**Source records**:
· · · ·
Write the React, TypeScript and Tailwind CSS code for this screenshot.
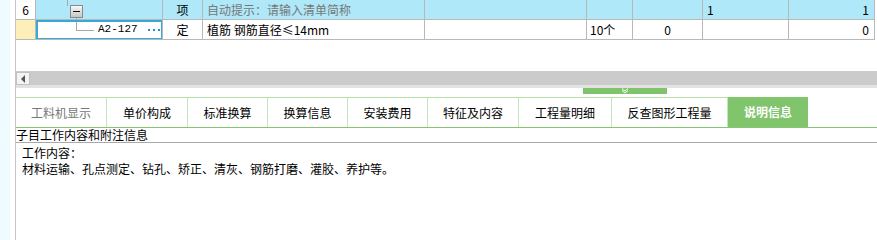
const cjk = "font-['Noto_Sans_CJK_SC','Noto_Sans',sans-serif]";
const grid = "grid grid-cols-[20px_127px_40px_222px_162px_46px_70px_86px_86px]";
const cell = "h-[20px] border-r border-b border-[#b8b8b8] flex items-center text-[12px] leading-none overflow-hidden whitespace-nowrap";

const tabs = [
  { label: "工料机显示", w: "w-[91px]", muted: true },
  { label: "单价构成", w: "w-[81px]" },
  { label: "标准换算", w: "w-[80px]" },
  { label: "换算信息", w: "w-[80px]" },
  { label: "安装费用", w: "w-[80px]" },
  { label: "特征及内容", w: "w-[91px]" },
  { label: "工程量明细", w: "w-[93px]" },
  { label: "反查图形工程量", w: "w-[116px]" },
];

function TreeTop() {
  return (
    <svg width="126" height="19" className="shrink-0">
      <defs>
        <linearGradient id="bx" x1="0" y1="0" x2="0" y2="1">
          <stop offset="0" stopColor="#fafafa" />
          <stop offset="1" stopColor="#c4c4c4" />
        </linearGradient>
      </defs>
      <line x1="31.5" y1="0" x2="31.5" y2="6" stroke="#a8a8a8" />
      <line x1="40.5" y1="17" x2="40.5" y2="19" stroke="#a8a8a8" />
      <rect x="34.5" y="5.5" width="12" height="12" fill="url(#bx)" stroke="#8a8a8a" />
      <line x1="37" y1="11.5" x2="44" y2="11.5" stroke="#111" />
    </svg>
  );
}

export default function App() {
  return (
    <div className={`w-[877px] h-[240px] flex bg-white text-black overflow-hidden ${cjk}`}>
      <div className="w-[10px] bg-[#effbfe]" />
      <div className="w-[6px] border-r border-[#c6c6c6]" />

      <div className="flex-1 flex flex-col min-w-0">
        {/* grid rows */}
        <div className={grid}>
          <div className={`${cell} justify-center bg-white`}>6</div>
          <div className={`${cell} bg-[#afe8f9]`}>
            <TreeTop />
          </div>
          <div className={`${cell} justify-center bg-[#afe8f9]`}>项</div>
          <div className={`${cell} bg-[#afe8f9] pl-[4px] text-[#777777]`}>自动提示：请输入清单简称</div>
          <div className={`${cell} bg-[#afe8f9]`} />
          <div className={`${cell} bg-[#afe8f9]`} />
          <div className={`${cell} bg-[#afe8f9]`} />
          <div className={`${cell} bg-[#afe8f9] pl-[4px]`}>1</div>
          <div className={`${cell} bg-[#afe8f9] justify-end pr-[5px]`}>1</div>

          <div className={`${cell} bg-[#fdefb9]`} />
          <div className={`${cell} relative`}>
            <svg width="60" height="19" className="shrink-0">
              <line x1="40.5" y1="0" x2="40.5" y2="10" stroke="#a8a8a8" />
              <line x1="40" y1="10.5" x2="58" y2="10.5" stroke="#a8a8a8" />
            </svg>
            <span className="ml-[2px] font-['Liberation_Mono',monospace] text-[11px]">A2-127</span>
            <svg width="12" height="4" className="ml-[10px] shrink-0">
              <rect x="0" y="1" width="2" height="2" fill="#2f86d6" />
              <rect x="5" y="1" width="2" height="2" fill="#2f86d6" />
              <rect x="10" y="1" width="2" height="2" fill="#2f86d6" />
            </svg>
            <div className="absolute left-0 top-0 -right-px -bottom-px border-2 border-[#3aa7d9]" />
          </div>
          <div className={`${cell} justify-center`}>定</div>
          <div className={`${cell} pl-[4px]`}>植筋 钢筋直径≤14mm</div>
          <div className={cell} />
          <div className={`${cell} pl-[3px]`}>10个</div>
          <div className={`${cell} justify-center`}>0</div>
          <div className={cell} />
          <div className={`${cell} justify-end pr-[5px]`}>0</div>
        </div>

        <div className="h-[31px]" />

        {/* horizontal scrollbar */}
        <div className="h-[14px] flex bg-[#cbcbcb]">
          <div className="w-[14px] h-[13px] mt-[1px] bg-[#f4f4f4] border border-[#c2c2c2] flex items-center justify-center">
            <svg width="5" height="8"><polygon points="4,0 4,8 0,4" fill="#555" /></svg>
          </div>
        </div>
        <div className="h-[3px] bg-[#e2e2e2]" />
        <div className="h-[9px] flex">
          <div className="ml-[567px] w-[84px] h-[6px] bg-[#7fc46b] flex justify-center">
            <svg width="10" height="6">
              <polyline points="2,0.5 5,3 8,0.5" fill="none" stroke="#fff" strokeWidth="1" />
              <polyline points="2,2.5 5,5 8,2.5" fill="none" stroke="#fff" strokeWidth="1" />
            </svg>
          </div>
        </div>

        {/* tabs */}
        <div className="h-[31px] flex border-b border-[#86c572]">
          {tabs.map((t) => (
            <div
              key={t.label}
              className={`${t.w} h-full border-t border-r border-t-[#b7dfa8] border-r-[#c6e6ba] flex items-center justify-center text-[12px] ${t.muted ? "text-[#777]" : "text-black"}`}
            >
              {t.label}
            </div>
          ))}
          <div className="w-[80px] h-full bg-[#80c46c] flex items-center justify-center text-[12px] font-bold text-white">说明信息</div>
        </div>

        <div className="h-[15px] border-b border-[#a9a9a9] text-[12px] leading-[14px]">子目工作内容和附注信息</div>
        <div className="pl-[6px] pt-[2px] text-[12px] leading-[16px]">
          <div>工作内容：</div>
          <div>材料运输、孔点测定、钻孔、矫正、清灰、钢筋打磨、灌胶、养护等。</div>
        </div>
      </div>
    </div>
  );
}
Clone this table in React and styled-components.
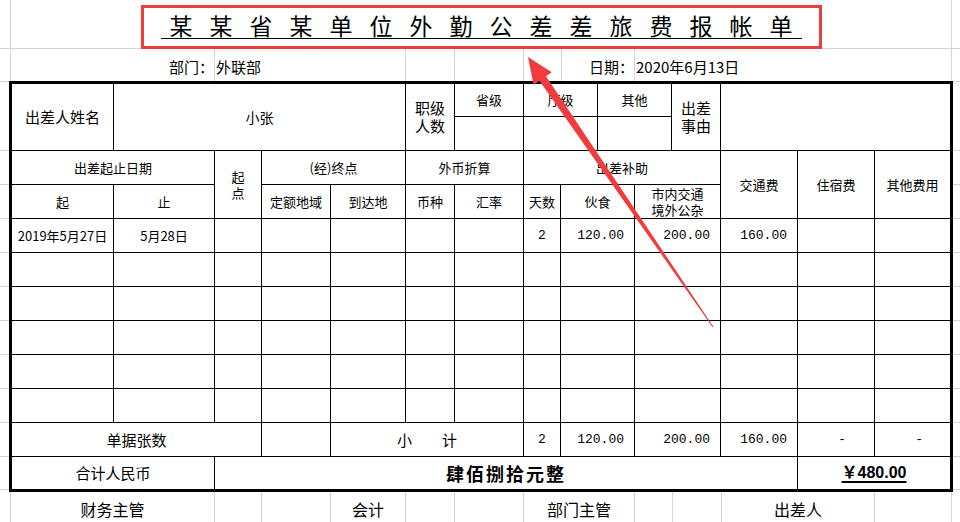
· · · ·
**Given request**: Take the records above from their first line through the line with "border-r border-b border-[#b8b8b8]" and set those lines down word for word, minus the pictures.

**Answer for this exercise**:
Write the React, TypeScript and Tailwind CSS code for this screenshot.
const cjk = "font-['Noto_Sans_CJK_SC','Noto_Sans',sans-serif]";
const grid = "grid grid-cols-[20px_127px_40px_222px_162px_46px_70px_86px_86px]";
const cell = "h-[20px] border-r border-b border-[#b8b8b8] flex items-center text-[12px] leading-none overflow-hidden whitespace-nowrap";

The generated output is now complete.